Aim of the exercise:
Repeat the material verbatim and drop the pictures.

------------------------------------------------------------------------

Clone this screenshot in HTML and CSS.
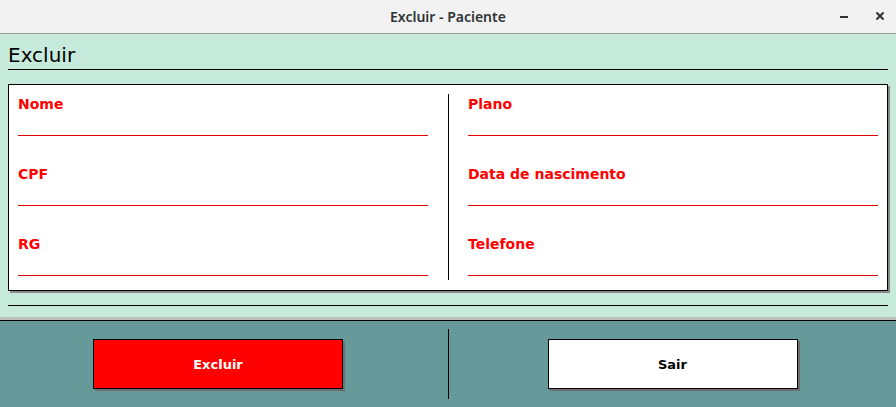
FILE: index.html
```html
<!DOCTYPE html>
<html lang="pt">
<head>
    <meta charset="UTF-8">
    <meta name="viewport" content="width=device-width, initial-scale=1.0">
    <title>Excluir - Paciente</title>
    <link rel="stylesheet" href="styles.css">
</head>
<body>
    <div class="janela">
        <div class="barra-titulo">
            <span class="titulo">Excluir - Paciente</span>
            <div class="controles-janela">
                <svg class="icone" width="16" height="16" viewBox="0 0 16 16">
                    <rect x="4" y="8" width="8" height="2" fill="#2e3436"/>
                </svg>
                <svg class="icone" width="16" height="16" viewBox="0 0 16 16">
                    <path d="M4.5 4.5 L11.5 11.5 M11.5 4.5 L4.5 11.5" stroke="#2e3436" stroke-width="2" fill="none"/>
                </svg>
            </div>
        </div>

        <div class="painel">
            <h1 class="cabecalho">Excluir</h1>

            <div class="cartao">
                <div class="coluna">
                    <div class="campo">
                        <label>Nome</label>
                        <div class="linha-campo"></div>
                    </div>
                    <div class="campo">
                        <label>CPF</label>
                        <div class="linha-campo"></div>
                    </div>
                    <div class="campo">
                        <label>RG</label>
                        <div class="linha-campo"></div>
                    </div>
                </div>
                <div class="divisor"></div>
                <div class="coluna">
                    <div class="campo">
                        <label>Plano</label>
                        <div class="linha-campo"></div>
                    </div>
                    <div class="campo">
                        <label>Data de nascimento</label>
                        <div class="linha-campo"></div>
                    </div>
                    <div class="campo">
                        <label>Telefone</label>
                        <div class="linha-campo"></div>
                    </div>
                </div>
            </div>

            <div class="separador"></div>
        </div>

        <div class="rodape">
            <div class="celula celula-esquerda">
                <button class="botao botao-excluir">Excluir</button>
            </div>
            <div class="divisor-rodape"></div>
            <div class="celula">
                <button class="botao botao-sair">Sair</button>
            </div>
        </div>
    </div>
</body>
</html>
```

FILE: styles.css
```css
body {
    margin: 0;
    padding: 0;
    font-family: 'DejaVu Sans', sans-serif;
    background-color: #669999;
    overflow: hidden;
}

.janela {
    width: 896px;
    height: 407px;
    display: flex;
    flex-direction: column;
}

/* Barra de titulo */
.barra-titulo {
    height: 33px;
    background-color: #f2f2f2;
    border-bottom: 1px solid #9c9c9c;
    display: flex;
    align-items: center;
    justify-content: center;
    position: relative;
}

.titulo {
    font-family: 'Noto Sans', sans-serif;
    font-size: 14px;
    font-weight: 600;
    color: #2e3436;
}

.controles-janela {
    position: absolute;
    right: 8px;
    top: 8px;
    display: flex;
    gap: 20px;
}

/* Painel verde */
.painel {
    background-color: #c6eadb;
    padding: 0 8px 11px 8px;
    border-bottom: 3px solid #bdbdbd;
}

.cabecalho {
    margin: 0;
    height: 36px;
    box-sizing: border-box;
    padding-top: 9px;
    font-size: 20px;
    font-weight: normal;
    line-height: 24px;
    color: #000;
    border-bottom: 1px solid #000;
}

.cartao {
    margin-top: 14px;
    background: white;
    border: 1px solid #000;
    box-shadow: 2px 2px 0 #8a8a8a;
    padding: 9px 8px 10px 9px;
    display: grid;
    grid-template-columns: 410px 40px 410px;
    align-items: start;
}

.coluna {
    display: flex;
    flex-direction: column;
    gap: 28px;
}

.campo label {
    display: block;
    margin-top: 2px;
    font-size: 14px;
    font-weight: bold;
    line-height: 16px;
    color: #ff0000;
}

.linha-campo {
    height: 23px;
    border-bottom: 1px solid #e00000;
}

.divisor {
    width: 1px;
    height: 186px;
    margin-left: 20px;
    background: #000;
}

.separador {
    margin-top: 14px;
    border-top: 1px solid #000;
}

/* Rodape */
.rodape {
    flex: 1;
    border-top: 1px solid #000;
    background-color: #669999;
    display: grid;
    grid-template-columns: 448px 1px 1fr;
    align-items: center;
}

.celula {
    display: flex;
    justify-content: center;
}

.celula-esquerda {
    padding-right: 12px;
}

.divisor-rodape {
    width: 1px;
    height: 70px;
    background: #000;
}

.botao {
    width: 250px;
    height: 50px;
    border: 1px solid #000;
    box-shadow: 2px 2px 0 #6e6e6e;
    font-family: 'DejaVu Sans', sans-serif;
    font-size: 13px;
    font-weight: bold;
    cursor: pointer;
}

.botao-excluir {
    background-color: #ff0000;
    color: white;
}

.botao-sair {
    background-color: white;
    color: #000;
}
```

------------------------------------------------------------------------

Answer to the exercise:
Clone this screenshot in HTML and CSS.
FILE: index.html
```html
<!DOCTYPE html>
<html lang="pt">
<head>
    <meta charset="UTF-8">
    <meta name="viewport" content="width=device-width, initial-scale=1.0">
    <title>Excluir - Paciente</title>
    <link rel="stylesheet" href="styles.css">
</head>
<body>
    <div class="janela">
        <div class="barra-titulo">
            <span class="titulo">Excluir - Paciente</span>
            <div class="controles-janela">
                <svg class="icone" width="16" height="16" viewBox="0 0 16 16">
                    <rect x="4" y="8" width="8" height="2" fill="#2e3436"/>
                </svg>
                <svg class="icone" width="16" height="16" viewBox="0 0 16 16">
                    <path d="M4.5 4.5 L11.5 11.5 M11.5 4.5 L4.5 11.5" stroke="#2e3436" stroke-width="2" fill="none"/>
                </svg>
            </div>
        </div>

        <div class="painel">
            <h1 class="cabecalho">Excluir</h1>

            <div class="cartao">
                <div class="coluna">
                    <div class="campo">
                        <label>Nome</label>
                        <div class="linha-campo"></div>
                    </div>
                    <div class="campo">
                        <label>CPF</label>
                        <div class="linha-campo"></div>
                    </div>
                    <div class="campo">
                        <label>RG</label>
                        <div class="linha-campo"></div>
                    </div>
                </div>
                <div class="divisor"></div>
                <div class="coluna">
                    <div class="campo">
                        <label>Plano</label>
                        <div class="linha-campo"></div>
                    </div>
                    <div class="campo">
                        <label>Data de nascimento</label>
                        <div class="linha-campo"></div>
                    </div>
                    <div class="campo">
                        <label>Telefone</label>
                        <div class="linha-campo"></div>
                    </div>
                </div>
            </div>

            <div class="separador"></div>
        </div>

        <div class="rodape">
            <div class="celula celula-esquerda">
                <button class="botao botao-excluir">Excluir</button>
            </div>
            <div class="divisor-rodape"></div>
            <div class="celula">
                <button class="botao botao-sair">Sair</button>
            </div>
        </div>
    </div>
</body>
</html>
```

FILE: styles.css
```css
body {
    margin: 0;
    padding: 0;
    font-family: 'DejaVu Sans', sans-serif;
    background-color: #669999;
    overflow: hidden;
}

.janela {
    width: 896px;
    height: 407px;
    display: flex;
    flex-direction: column;
}

/* Barra de titulo */
.barra-titulo {
    height: 33px;
    background-color: #f2f2f2;
    border-bottom: 1px solid #9c9c9c;
    display: flex;
    align-items: center;
    justify-content: center;
    position: relative;
}

.titulo {
    font-family: 'Noto Sans', sans-serif;
    font-size: 14px;
    font-weight: 600;
    color: #2e3436;
}

.controles-janela {
    position: absolute;
    right: 8px;
    top: 8px;
    display: flex;
    gap: 20px;
}

/* Painel verde */
.painel {
    background-color: #c6eadb;
    padding: 0 8px 11px 8px;
    border-bottom: 3px solid #bdbdbd;
}

.cabecalho {
    margin: 0;
    height: 36px;
    box-sizing: border-box;
    padding-top: 9px;
    font-size: 20px;
    font-weight: normal;
    line-height: 24px;
    color: #000;
    border-bottom: 1px solid #000;
}

.cartao {
    margin-top: 14px;
    background: white;
    border: 1px solid #000;
    box-shadow: 2px 2px 0 #8a8a8a;
    padding: 9px 8px 10px 9px;
    display: grid;
    grid-template-columns: 410px 40px 410px;
    align-items: start;
}

.coluna {
    display: flex;
    flex-direction: column;
    gap: 28px;
}

.campo label {
    display: block;
    margin-top: 2px;
    font-size: 14px;
    font-weight: bold;
    line-height: 16px;
    color: #ff0000;
}

.linha-campo {
    height: 23px;
    border-bottom: 1px solid #e00000;
}

.divisor {
    width: 1px;
    height: 186px;
    margin-left: 20px;
    background: #000;
}

.separador {
    margin-top: 14px;
    border-top: 1px solid #000;
}

/* Rodape */
.rodape {
    flex: 1;
    border-top: 1px solid #000;
    background-color: #669999;
    display: grid;
    grid-template-columns: 448px 1px 1fr;
    align-items: center;
}

.celula {
    display: flex;
    justify-content: center;
}

.celula-esquerda {
    padding-right: 12px;
}

.divisor-rodape {
    width: 1px;
    height: 70px;
    background: #000;
}

.botao {
    width: 250px;
    height: 50px;
    border: 1px solid #000;
    box-shadow: 2px 2px 0 #6e6e6e;
    font-family: 'DejaVu Sans', sans-serif;
    font-size: 13px;
    font-weight: bold;
    cursor: pointer;
}

.botao-excluir {
    background-color: #ff0000;
    color: white;
}

.botao-sair {
    background-color: white;
    color: #000;
}
```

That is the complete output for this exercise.